In der Rubrik "Meilensteine" stellen wir Albumklassiker vor, die die Musikgeschichte oder zumindest unser Leben nachhaltig verändert haben. Unabhängig von Genre-Zuordnungen soll es sich um Platten handeln, die jeder Musikfan gehört haben muss.
38 Kommentare
Unglaublich starke und durchgeknallte Platte!!! Nix gegen RHCP, aber FNM waren schon immer die bessere und interessantere Band. Mike Patton ist eh mindestens ein Halbgott.
Ich denke ohne solche Alben würde es heute Bands wie SOAD oder Dillinger Escape Plan gar nicht geben.
Nur eine Frage: wieso wird hier Easy nicht aufgeführt? Nicht, dass es einer der besten Songs ist (ist ja auch "nur" ein Cover), aber auf meiner eigenen Ausgabe ist es mit drauf...
@TanteAli:
"Easy" wurde erst auf das Re-Release Anfang 93 mit draufgepackt.
Alles was in den darauf folgenden 1-2 Jahrzehnten den Fans als Crossover Metal und Nu Metal verkauft wurde, hatte Faith No More auf diesem Album (und dem Vorgänger-Meisterwerk "The Real Thing") mit wenigen Songs abgehandelt.
Und dazu noch ein paar andere geniale Stücke draufgepackt.

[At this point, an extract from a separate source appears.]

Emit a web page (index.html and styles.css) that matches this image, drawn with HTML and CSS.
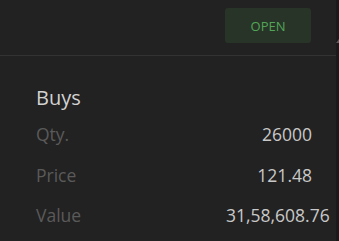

@ unorigineller Name: Da entgeht dir was. Dazu ist Zorns Saxophon viel zu sexy und Ribots Gitarrenspiel auf den späteren Alben viel zu tight.
Zieh dir das einfach mal rein (auch wenn der Song etwas aus den Zorn´schen Rahmen fällt):
http://www.youtube.com/watch?v=nlftvyB4mUo
@toni
ja, hört sich gut an.
ich meinte aber die "hemophiliac". die überschreitet meine krachtoleranzschwelle. dagegen sind die fantomas-platten und die anderen mir bekannten von john zorn bzw. naked city (naked city, grand guignol und ein ganzer arsch voll OSTs) ja easy listening.
hier zwei coole fanvideos zu pink cigarette und retrovertigo von mr. bungle. das erste erinnert mich an hitchcock und an last cup of sorrow, das zugleich das erste war, was ich von fnm wahrgenommen habe.
(außer epic und we care a lot, die damals öfter mal auf mtv liefen. aber das war alles ein paar jährchen bevor ich über die verbindung melvins-fantomas zum mike patton fan wurde)
http://www.youtube.com/watch?v=TwWQYg7aS5o
http://www.youtube.com/watch?v=DRyh2cxJCp0
The real Thing finde ich zwar noch `meiliger`,aber gute Wahl!!